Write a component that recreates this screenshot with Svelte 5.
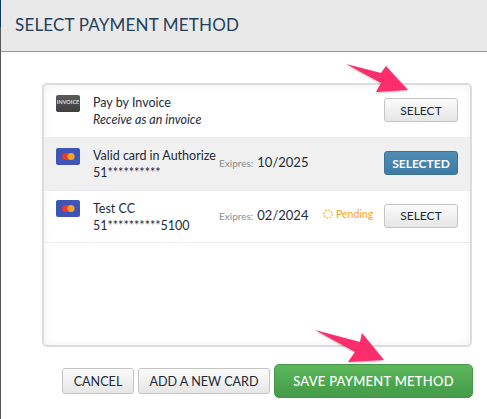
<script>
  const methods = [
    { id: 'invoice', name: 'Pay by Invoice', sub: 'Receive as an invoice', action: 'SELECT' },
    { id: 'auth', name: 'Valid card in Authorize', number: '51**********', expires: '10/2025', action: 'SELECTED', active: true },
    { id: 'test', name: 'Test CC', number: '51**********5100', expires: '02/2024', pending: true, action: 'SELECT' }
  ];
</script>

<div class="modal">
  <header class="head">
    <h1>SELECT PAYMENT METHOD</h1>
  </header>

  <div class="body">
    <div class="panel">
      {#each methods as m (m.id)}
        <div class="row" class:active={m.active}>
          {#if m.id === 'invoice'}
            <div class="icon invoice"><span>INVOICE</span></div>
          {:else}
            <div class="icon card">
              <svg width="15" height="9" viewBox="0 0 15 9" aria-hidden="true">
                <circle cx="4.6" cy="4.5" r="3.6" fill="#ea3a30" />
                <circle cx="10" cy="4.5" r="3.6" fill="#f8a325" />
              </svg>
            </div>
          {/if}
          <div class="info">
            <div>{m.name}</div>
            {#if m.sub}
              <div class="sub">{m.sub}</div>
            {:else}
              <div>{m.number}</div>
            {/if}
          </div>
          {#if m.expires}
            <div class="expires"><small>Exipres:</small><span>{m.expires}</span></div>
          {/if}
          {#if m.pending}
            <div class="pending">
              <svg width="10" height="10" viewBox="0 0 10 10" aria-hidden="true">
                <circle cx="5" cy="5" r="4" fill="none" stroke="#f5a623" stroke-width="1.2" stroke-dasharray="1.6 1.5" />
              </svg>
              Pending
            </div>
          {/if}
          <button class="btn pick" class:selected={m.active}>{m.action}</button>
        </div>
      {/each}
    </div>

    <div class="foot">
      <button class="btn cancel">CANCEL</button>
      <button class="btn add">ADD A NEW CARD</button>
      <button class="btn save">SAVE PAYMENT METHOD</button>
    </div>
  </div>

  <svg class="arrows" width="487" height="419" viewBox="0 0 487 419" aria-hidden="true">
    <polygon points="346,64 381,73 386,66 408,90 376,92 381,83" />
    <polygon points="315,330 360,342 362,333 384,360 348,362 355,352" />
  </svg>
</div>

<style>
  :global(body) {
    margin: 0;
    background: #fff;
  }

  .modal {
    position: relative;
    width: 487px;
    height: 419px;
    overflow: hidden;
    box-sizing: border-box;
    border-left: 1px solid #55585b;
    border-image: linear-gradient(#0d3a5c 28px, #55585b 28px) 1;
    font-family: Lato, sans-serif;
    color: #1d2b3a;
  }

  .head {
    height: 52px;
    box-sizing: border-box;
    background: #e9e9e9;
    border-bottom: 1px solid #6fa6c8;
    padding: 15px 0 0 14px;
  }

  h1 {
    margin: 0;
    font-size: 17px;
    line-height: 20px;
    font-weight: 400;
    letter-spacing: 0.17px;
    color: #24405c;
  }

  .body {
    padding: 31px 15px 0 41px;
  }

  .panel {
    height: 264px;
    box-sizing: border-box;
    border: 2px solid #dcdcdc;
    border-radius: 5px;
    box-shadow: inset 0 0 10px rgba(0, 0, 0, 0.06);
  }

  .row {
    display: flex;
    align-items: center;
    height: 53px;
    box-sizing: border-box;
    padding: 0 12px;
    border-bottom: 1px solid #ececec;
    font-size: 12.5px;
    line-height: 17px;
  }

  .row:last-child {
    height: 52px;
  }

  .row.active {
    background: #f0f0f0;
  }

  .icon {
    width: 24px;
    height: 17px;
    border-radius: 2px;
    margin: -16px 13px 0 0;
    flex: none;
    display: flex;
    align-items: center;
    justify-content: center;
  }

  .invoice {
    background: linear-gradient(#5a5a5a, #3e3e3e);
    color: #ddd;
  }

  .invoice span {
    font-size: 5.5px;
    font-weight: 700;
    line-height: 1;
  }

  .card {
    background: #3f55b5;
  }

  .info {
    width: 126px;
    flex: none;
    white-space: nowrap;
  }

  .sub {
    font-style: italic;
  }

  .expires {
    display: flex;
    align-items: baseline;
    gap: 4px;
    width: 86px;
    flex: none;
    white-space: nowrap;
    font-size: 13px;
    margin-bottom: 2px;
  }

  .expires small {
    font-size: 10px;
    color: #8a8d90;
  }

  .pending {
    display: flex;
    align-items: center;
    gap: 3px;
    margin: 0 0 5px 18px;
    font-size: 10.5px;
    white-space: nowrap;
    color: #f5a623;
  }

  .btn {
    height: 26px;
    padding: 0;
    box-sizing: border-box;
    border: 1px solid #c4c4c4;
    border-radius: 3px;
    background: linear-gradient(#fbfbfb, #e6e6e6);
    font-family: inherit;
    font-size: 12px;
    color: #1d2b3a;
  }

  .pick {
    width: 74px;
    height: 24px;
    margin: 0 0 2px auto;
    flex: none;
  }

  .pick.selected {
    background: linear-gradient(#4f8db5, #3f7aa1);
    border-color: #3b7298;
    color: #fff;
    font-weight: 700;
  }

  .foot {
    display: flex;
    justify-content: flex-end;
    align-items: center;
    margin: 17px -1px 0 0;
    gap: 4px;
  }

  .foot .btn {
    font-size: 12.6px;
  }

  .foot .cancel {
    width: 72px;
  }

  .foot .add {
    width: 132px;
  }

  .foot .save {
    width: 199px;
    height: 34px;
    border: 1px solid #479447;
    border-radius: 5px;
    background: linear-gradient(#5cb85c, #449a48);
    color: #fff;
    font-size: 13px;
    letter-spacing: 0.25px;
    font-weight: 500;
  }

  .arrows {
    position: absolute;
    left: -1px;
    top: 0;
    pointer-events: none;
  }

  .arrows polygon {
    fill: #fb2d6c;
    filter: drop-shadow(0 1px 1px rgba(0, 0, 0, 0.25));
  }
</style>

********************

§ TASK: In your copy, leave out the pictures and reproduce the material above exactly.

§ THE SOLUTION:
Write a component that recreates this screenshot with Svelte 5.
<script>
  const methods = [
    { id: 'invoice', name: 'Pay by Invoice', sub: 'Receive as an invoice', action: 'SELECT' },
    { id: 'auth', name: 'Valid card in Authorize', number: '51**********', expires: '10/2025', action: 'SELECTED', active: true },
    { id: 'test', name: 'Test CC', number: '51**********5100', expires: '02/2024', pending: true, action: 'SELECT' }
  ];
</script>

<div class="modal">
  <header class="head">
    <h1>SELECT PAYMENT METHOD</h1>
  </header>

  <div class="body">
    <div class="panel">
      {#each methods as m (m.id)}
        <div class="row" class:active={m.active}>
          {#if m.id === 'invoice'}
            <div class="icon invoice"><span>INVOICE</span></div>
          {:else}
            <div class="icon card">
              <svg width="15" height="9" viewBox="0 0 15 9" aria-hidden="true">
                <circle cx="4.6" cy="4.5" r="3.6" fill="#ea3a30" />
                <circle cx="10" cy="4.5" r="3.6" fill="#f8a325" />
              </svg>
            </div>
          {/if}
          <div class="info">
            <div>{m.name}</div>
            {#if m.sub}
              <div class="sub">{m.sub}</div>
            {:else}
              <div>{m.number}</div>
            {/if}
          </div>
          {#if m.expires}
            <div class="expires"><small>Exipres:</small><span>{m.expires}</span></div>
          {/if}
          {#if m.pending}
            <div class="pending">
              <svg width="10" height="10" viewBox="0 0 10 10" aria-hidden="true">
                <circle cx="5" cy="5" r="4" fill="none" stroke="#f5a623" stroke-width="1.2" stroke-dasharray="1.6 1.5" />
              </svg>
              Pending
            </div>
          {/if}
          <button class="btn pick" class:selected={m.active}>{m.action}</button>
        </div>
      {/each}
    </div>

    <div class="foot">
      <button class="btn cancel">CANCEL</button>
      <button class="btn add">ADD A NEW CARD</button>
      <button class="btn save">SAVE PAYMENT METHOD</button>
    </div>
  </div>

  <svg class="arrows" width="487" height="419" viewBox="0 0 487 419" aria-hidden="true">
    <polygon points="346,64 381,73 386,66 408,90 376,92 381,83" />
    <polygon points="315,330 360,342 362,333 384,360 348,362 355,352" />
  </svg>
</div>

<style>
  :global(body) {
    margin: 0;
    background: #fff;
  }

  .modal {
    position: relative;
    width: 487px;
    height: 419px;
    overflow: hidden;
    box-sizing: border-box;
    border-left: 1px solid #55585b;
    border-image: linear-gradient(#0d3a5c 28px, #55585b 28px) 1;
    font-family: Lato, sans-serif;
    color: #1d2b3a;
  }

  .head {
    height: 52px;
    box-sizing: border-box;
    background: #e9e9e9;
    border-bottom: 1px solid #6fa6c8;
    padding: 15px 0 0 14px;
  }

  h1 {
    margin: 0;
    font-size: 17px;
    line-height: 20px;
    font-weight: 400;
    letter-spacing: 0.17px;
    color: #24405c;
  }

  .body {
    padding: 31px 15px 0 41px;
  }

  .panel {
    height: 264px;
    box-sizing: border-box;
    border: 2px solid #dcdcdc;
    border-radius: 5px;
    box-shadow: inset 0 0 10px rgba(0, 0, 0, 0.06);
  }

  .row {
    display: flex;
    align-items: center;
    height: 53px;
    box-sizing: border-box;
    padding: 0 12px;
    border-bottom: 1px solid #ececec;
    font-size: 12.5px;
    line-height: 17px;
  }

  .row:last-child {
    height: 52px;
  }

  .row.active {
    background: #f0f0f0;
  }

  .icon {
    width: 24px;
    height: 17px;
    border-radius: 2px;
    margin: -16px 13px 0 0;
    flex: none;
    display: flex;
    align-items: center;
    justify-content: center;
  }

  .invoice {
    background: linear-gradient(#5a5a5a, #3e3e3e);
    color: #ddd;
  }

  .invoice span {
    font-size: 5.5px;
    font-weight: 700;
    line-height: 1;
  }

  .card {
    background: #3f55b5;
  }

  .info {
    width: 126px;
    flex: none;
    white-space: nowrap;
  }

  .sub {
    font-style: italic;
  }

  .expires {
    display: flex;
    align-items: baseline;
    gap: 4px;
    width: 86px;
    flex: none;
    white-space: nowrap;
    font-size: 13px;
    margin-bottom: 2px;
  }

  .expires small {
    font-size: 10px;
    color: #8a8d90;
  }

  .pending {
    display: flex;
    align-items: center;
    gap: 3px;
    margin: 0 0 5px 18px;
    font-size: 10.5px;
    white-space: nowrap;
    color: #f5a623;
  }

  .btn {
    height: 26px;
    padding: 0;
    box-sizing: border-box;
    border: 1px solid #c4c4c4;
    border-radius: 3px;
    background: linear-gradient(#fbfbfb, #e6e6e6);
    font-family: inherit;
    font-size: 12px;
    color: #1d2b3a;
  }

  .pick {
    width: 74px;
    height: 24px;
    margin: 0 0 2px auto;
    flex: none;
  }

  .pick.selected {
    background: linear-gradient(#4f8db5, #3f7aa1);
    border-color: #3b7298;
    color: #fff;
    font-weight: 700;
  }

  .foot {
    display: flex;
    justify-content: flex-end;
    align-items: center;
    margin: 17px -1px 0 0;
    gap: 4px;
  }

  .foot .btn {
    font-size: 12.6px;
  }

  .foot .cancel {
    width: 72px;
  }

  .foot .add {
    width: 132px;
  }

  .foot .save {
    width: 199px;
    height: 34px;
    border: 1px solid #479447;
    border-radius: 5px;
    background: linear-gradient(#5cb85c, #449a48);
    color: #fff;
    font-size: 13px;
    letter-spacing: 0.25px;
    font-weight: 500;
  }

  .arrows {
    position: absolute;
    left: -1px;
    top: 0;
    pointer-events: none;
  }

  .arrows polygon {
    fill: #fb2d6c;
    filter: drop-shadow(0 1px 1px rgba(0, 0, 0, 0.25));
  }
</style>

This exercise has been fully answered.